Zambia’s external debt sustainable, Lungu tells IMF

By Staff Reporter

PRESIDENT Edgar Lungu today claimed before a visiting delegation from the International Monetary Fund that his government currently grappling to borrow US$1.6 billion from the Washington-domiciled institution is serious about debt sustainability.

Zambia’s external debt is currently at US$7.2 billion and economists say the country has been borrowing recklessly to finance projects that were generally over-priced and expensive due to endemic corruption in government.

Amidst concerns that Lungu’s PF administration is riddled with theft of public funds, as well as increased public outcry over the government’s controversial purchase of 42 second-hand fire-tenders at US$42 million, Lungu pleaded with the Dr Abebe Selassie-led IMF Africa Region delegation to conclude the economic recovery programme negotiations.

The plea and assurance was made at State House in Lusaka when Dr Selassie, the IMF director for the African Region, paid a courtesy call on Lungu who has nonetheless challenged all those alleging that his administration was brazenly corrupt to produce evidence.

“Although we remain committed to continue on the path of economic reform and stabilisation, there is need to bring the programme negotiations to a conclusion. We are committed to move forward with the programme,” Lungu said. “We are taking painful decisions now, to ensure we make progress in the economy and secure the livelihoods of our people.”

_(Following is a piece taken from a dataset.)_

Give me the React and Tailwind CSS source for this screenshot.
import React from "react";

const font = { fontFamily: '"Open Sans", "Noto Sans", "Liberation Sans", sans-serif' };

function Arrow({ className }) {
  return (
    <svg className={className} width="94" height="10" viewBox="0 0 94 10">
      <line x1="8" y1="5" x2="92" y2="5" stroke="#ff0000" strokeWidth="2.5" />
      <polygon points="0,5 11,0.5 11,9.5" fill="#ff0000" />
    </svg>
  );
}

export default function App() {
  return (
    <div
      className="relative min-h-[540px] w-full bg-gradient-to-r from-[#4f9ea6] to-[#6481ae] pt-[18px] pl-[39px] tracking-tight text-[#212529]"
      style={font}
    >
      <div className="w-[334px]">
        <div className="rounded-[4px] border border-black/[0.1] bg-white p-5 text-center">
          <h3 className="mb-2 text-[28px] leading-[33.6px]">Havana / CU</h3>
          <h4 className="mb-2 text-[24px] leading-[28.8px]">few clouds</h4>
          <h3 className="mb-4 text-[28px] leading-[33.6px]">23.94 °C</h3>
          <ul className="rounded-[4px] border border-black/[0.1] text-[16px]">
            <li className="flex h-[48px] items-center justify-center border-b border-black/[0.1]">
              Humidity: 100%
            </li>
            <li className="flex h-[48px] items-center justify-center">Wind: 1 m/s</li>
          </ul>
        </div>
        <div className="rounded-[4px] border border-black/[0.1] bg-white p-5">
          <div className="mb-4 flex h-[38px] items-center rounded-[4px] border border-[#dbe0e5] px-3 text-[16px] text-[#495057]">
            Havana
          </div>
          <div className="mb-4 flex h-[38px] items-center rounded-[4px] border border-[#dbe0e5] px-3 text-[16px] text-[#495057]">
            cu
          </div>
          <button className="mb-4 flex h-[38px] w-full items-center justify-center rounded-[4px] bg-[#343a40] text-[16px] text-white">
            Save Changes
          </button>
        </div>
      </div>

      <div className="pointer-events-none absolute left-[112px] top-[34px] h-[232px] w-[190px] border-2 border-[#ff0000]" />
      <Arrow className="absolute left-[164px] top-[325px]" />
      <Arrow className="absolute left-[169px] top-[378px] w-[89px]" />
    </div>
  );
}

Lungu said in ensuring debt sustainability and fiscal discipline whilst maintaining a healthy balance between social spending and growth programmes, his government had systematically instituted an unprecedented electricity tariff increase of 75 per cent within the same year based on cost reflective levels.

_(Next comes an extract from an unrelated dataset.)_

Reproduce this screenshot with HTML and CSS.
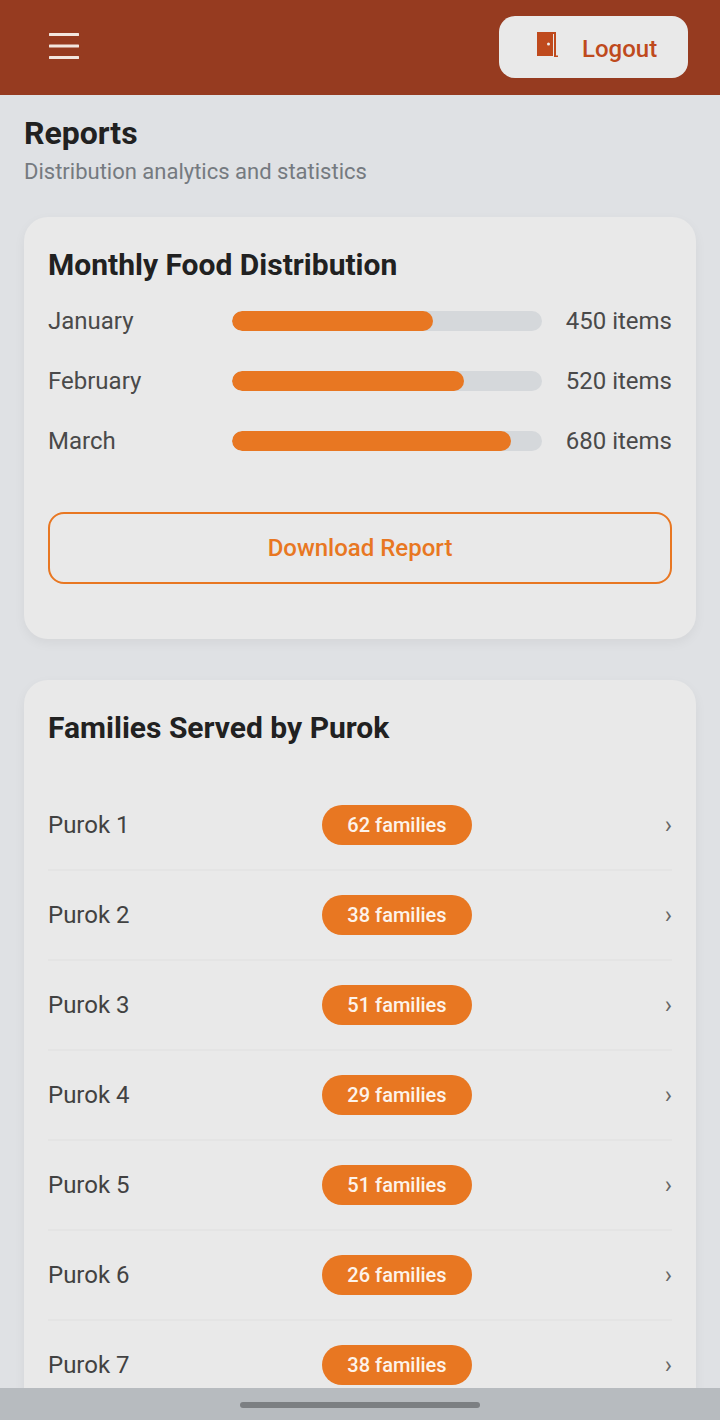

Prominent among those that were in the company of Lungu during the courtesy call was finance minister Felix Mutati, who last month claimed that the 2018 national budget had sufficiently addressed sticking points noted by the IMF’s executive board relating to Zambia’s economic outlook.

And Dr Selassie was accompanied to State House by Dr Boileau Loko, the newly-appointed IMF Zambia Mission chief, IMF executive director for Zambia Dr Maxwell Mukwelazamba as well as the IMF resident representative for Zambia, Dr Alfredo Baldini.

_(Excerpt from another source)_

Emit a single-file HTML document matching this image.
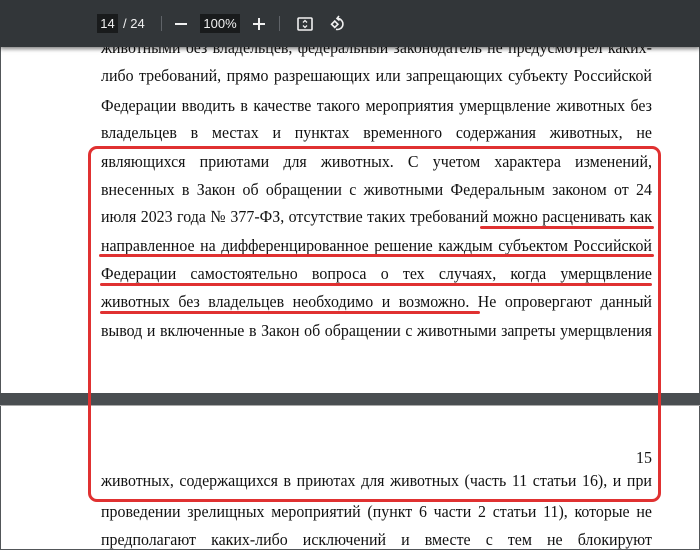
<!DOCTYPE html>
<html><head><meta charset="utf-8"><style>
html,body{margin:0;padding:0;width:700px;height:549px;overflow:hidden;background:#525659;}
.pg{position:absolute;left:1px;width:698px;background:#fff;}
.tb{position:absolute;left:0;top:0;width:700px;height:47px;background:#323639;box-shadow:0 2px 4px rgba(0,0,0,.5);z-index:5;font-family:"Liberation Sans",sans-serif;color:#f1f1f1;font-size:13px;}
.l{position:absolute;left:101px;width:588px;transform:scaleX(0.937);transform-origin:0 0;font-family:"Liberation Serif",serif;font-size:17px;line-height:20px;height:20px;color:#111;text-align:justify;text-align-last:justify;white-space:nowrap;}
.u{position:absolute;height:3px;background:#e03131;border-radius:2px;z-index:3;}
.box{position:absolute;left:88px;top:146px;width:567px;height:350px;border:3px solid #e03131;border-radius:9px;z-index:4;}
</style></head><body>
<div class="pg" style="top:0;height:393px;"></div>
<div class="pg" style="top:406px;height:143px;"></div>
<div style="position:absolute;left:0;top:393px;width:700px;height:13px;background:#4a4e51;"></div>
<div style="position:absolute;left:0;top:405px;width:700px;height:1px;background:#aaa;"></div>

<div class="tb">
 <div style="position:absolute;left:97px;top:14px;width:21px;height:19px;background:#191b1c;text-align:center;line-height:19px;">14</div>
 <div style="position:absolute;left:123px;top:14px;line-height:19px;">/ 24</div>
 <div style="position:absolute;left:161px;top:16px;width:1px;height:15px;background:#5f6368;"></div>
 <div style="position:absolute;left:175px;top:23px;width:12px;height:2px;background:#f1f1f1;"></div>
 <div style="position:absolute;left:200px;top:14px;width:40px;height:19px;background:#191b1c;text-align:center;line-height:19px;">100%</div>
 <div style="position:absolute;left:253px;top:23px;width:12px;height:2px;background:#f1f1f1;"></div>
 <div style="position:absolute;left:258px;top:18px;width:2px;height:12px;background:#f1f1f1;"></div>
 <div style="position:absolute;left:279px;top:16px;width:1px;height:15px;background:#5f6368;"></div>
 <svg style="position:absolute;left:296px;top:15px" width="18" height="18" viewBox="0 0 18 18" fill="none" stroke="#f1f1f1" stroke-width="1.6"><rect x="2" y="3" width="14" height="12" rx="1"/><path d="M7 7.5l2-2 2 2M7 10.5l2 2 2-2" stroke-width="1.3"/></svg>
 <svg style="position:absolute;left:328px;top:14px" width="20" height="20" viewBox="0 0 20 20" fill="none" stroke="#f1f1f1" stroke-width="1.6"><path d="M9 4.5a5.5 5.5 0 1 1-1 10.8"/><path d="M11 2l-2 2.5 2.5 2"/><rect x="4.5" y="8" width="4.5" height="4.5" transform="rotate(45 6.75 10.25)"/></svg>
</div>

<div class="l" style="top:38px">животными без владельцев, федеральный законодатель не предусмотрел каких-</div>
<div class="l" style="top:66px">либо требований, прямо разрешающих или запрещающих субъекту Российской</div>
<div class="l" style="top:96px">Федерации вводить в качестве такого мероприятия умерщвление животных без</div>
<div class="l" style="top:123px">владельцев в местах и пунктах временного содержания животных, не</div>
<div class="l" style="top:152px">являющихся приютами для животных. С учетом характера изменений,</div>
<div class="l" style="top:180px">внесенных в Закон об обращении с животными Федеральным законом от 24</div>
<div class="l" style="top:207px">июля 2023 года № 377-ФЗ, отсутствие таких требований можно расценивать как</div>
<div class="l" style="top:236px">направленное на дифференцированное решение каждым субъектом Российской</div>
<div class="l" style="top:264px">Федерации самостоятельно вопроса о тех случаях, когда умерщвление</div>
<div class="l" style="top:292px">животных без владельцев необходимо и возможно. Не опровергают данный</div>
<div class="l" style="top:321px">вывод и включенные в Закон об обращении с животными запреты умерщвления</div>
<div class="l" style="top:448px;text-align:right;text-align-last:right">15</div>
<div class="l" style="top:471px">животных, содержащихся в приютах для животных (часть 11 статьи 16), и при</div>
<div class="l" style="top:502px">проведении зрелищных мероприятий (пункт 6 части 2 статьи 11), которые не</div>
<div class="l" style="top:530px">предполагают каких-либо исключений и вместе с тем не блокируют</div>

<div class="u" style="left:480px;top:226px;width:174px"></div>
<div class="u" style="left:99px;top:254px;width:555px"></div>
<div class="u" style="left:100px;top:283px;width:552px"></div>
<div class="u" style="left:100px;top:311px;width:380px"></div>
<div class="box"></div>
</body></html>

In a recent IMF report on Zambia’s economic outlook, the country’s economy was said to be in near-crisis from the fourth quarter of 2015 through 2016 and this was attributed to rising public debt which was progressing at an unsustainable pace thereby rendering the economy vulnerable.

Delivering a statement in Parliament on the state of the economy and economic recovery programme to be supported by the IMF in March this year, Mutati described Zambia’s economic situation as grave and that the statement he was delivering was a guide to ensure the country shifts back “to levels of growth our country needs to prosper”.

“The economic challenges we are facing are also reflected in the deterioration of public finances. In 2016 the fiscal impact of the economic shocks has forced public expenditure upwards while revenues fell short of expectations,” said Mutati then. “Whilst some of the shocks we have faced are externally induced and so cannot be controlled, there are areas where more consistent policymaking can play a role. These imbalances clearly need to be urgently addressed.”

Below are the five pillars of Zambia’s IMF-supported Economic Recovery Programme dubbed ‘Zambia Plus’:

  1. To strengthen tax policy and administration, to improve revenue inflows, and to shift public expenditure back to affordable levels.
  2. To ensure the poor are better protected, the government will see an increased budgetary allocation to social protection including addressing the plight of pensioners.
  3. Safeguard Zambia’s resources and prevent wastage by strengthening regulations and laws to make them more punitive to abusers and ensure transparency in economic and spending decisions.
  4. Improve budget credibility, better planning and adherence to expenditure plans and improvement of quality of government spending.
  5. Provide greater economic stability which comes with a better platform for economic growth and job creation.